Blurred Lines: Inside the Art World (7/8)
I love it when a documentary pulls back the curtain on a world I may know little to nothing about, and then completely saturates my brain with all sorts of awesome information that makes me go, “OMG, that’s what goes on?! That movie was amazing!” Director Barry Avrich’s fantastic exposé of the contemporary art world – and the complex machinations from its extensive array of stakeholders (from artists and auction houses to dealers, gallery owners and collectors) that result in pieces selling for the tens of millions of dollars – is just such a film. Fitting for a doc about art, Blurred Lines is also blessed with super-stylish credits, transitions and art direction, and is not only filled to overflowing with insightful commentary from key industry players, but – like a cinematic gallery – so many beautifully weird and curious pieces of art.
House of Z (7/8)
Though you don’t really need to be well-versed in the world of fashion to truly savor this engrossing documentary about designer Zac Posen, it certainly makes the experience that much richer. Aided by copious amounts of archival footage and dozens of Posen’s stunningly draped pieces, alongside interviews with industry experts and many of Posen’s friends and family, director Sandy Chronopolous crafts a fascinating portrait of the former wunderkind, who became an industry sensation in 2001 when he was just 21. The film tracks Posen’s meteoric success, his increasingly strained relationships with his mother and sister, his eventual fall from favor and his hope for resurrection as he painstakingly prepares for a pivotal 2014 show. Let’s face it: everyone loves a good redemption story and Posen’s makes for a great doc.
Kim Dotcom: Caught in the Web (7/8)
Full disclosure: I lurrrrrrve documentaries about the internet. Anytime I can see brilliant folks like Gabriella Coleman talk about cyber issues, I’m hooked. It should come as no surprise, then, that I loved director Annie Goldson’s profile of controversial Megaupload founder and notorious hacker Kim Dotcom, whose epic rise and fall has all the makings of a Hollywood thriller. Featuring tons of archival footage, and extensive interviews with the titular internet pioneer (or is he a criminal?) and experts (like Coleman!) from across the globe, the film is a comprehensive, fascinating look at a seemingly amiable guy who’s as revered as he is loathed, depending on who you ask. The film wisely stays as neutral as possible – is Kim a sweet guy or is this whole thing an act? – and is a worthy addition the ranks of Deep Web, Downloaded, We Are Legion and the like.
Fierce, moving and hands down a guaranteed crowd-pleaser, this lively doc from director Amanda Lipitz follows the Lethal Ladies step team – members of the founding class of the Baltimore Leadership School for Young Women – over the course of a year, as they prepare for their final season of competition and, more importantly, graduation.

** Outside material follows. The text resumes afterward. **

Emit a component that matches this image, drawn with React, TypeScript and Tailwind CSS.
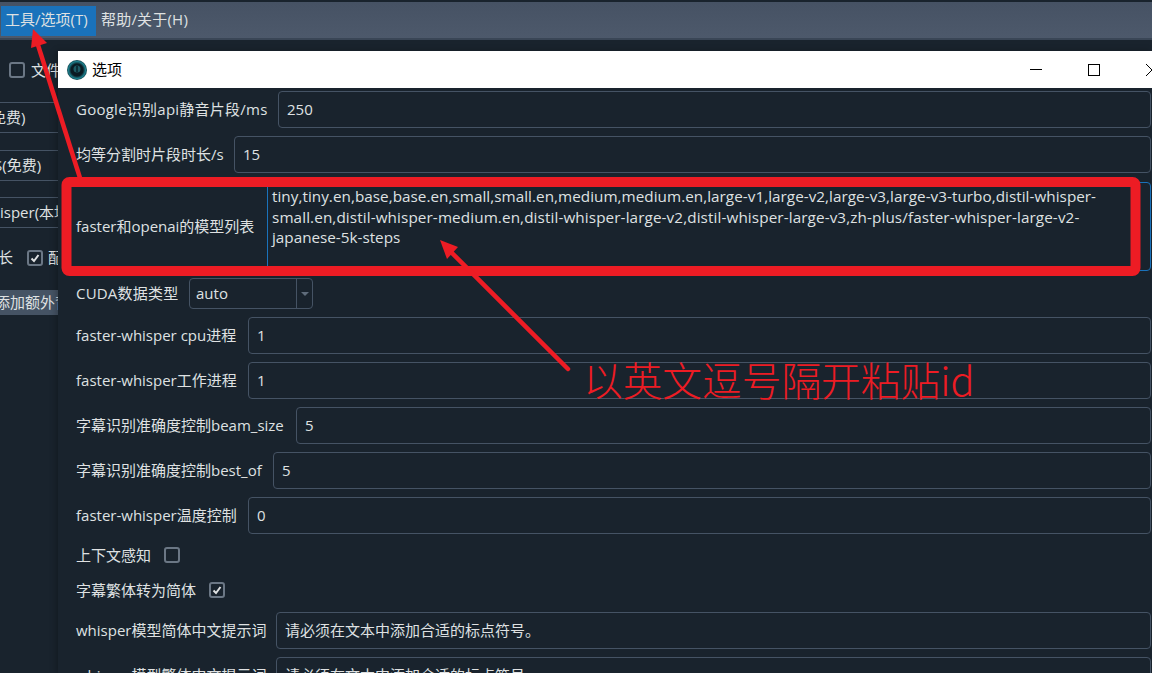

Lipitz trains her lens on several of the team’s key steppers, highlighting their personal struggles (poverty, academic challenges, romance, the stress of college applications) and the persistent challenges of team dynamics, setting it all to the constant rhythmic beat of a championship-title hunt. Never dull, always compelling and a terrific testament to the dedication of the girls as much as that of the teachers and principal at BLSYW, Step just rocks.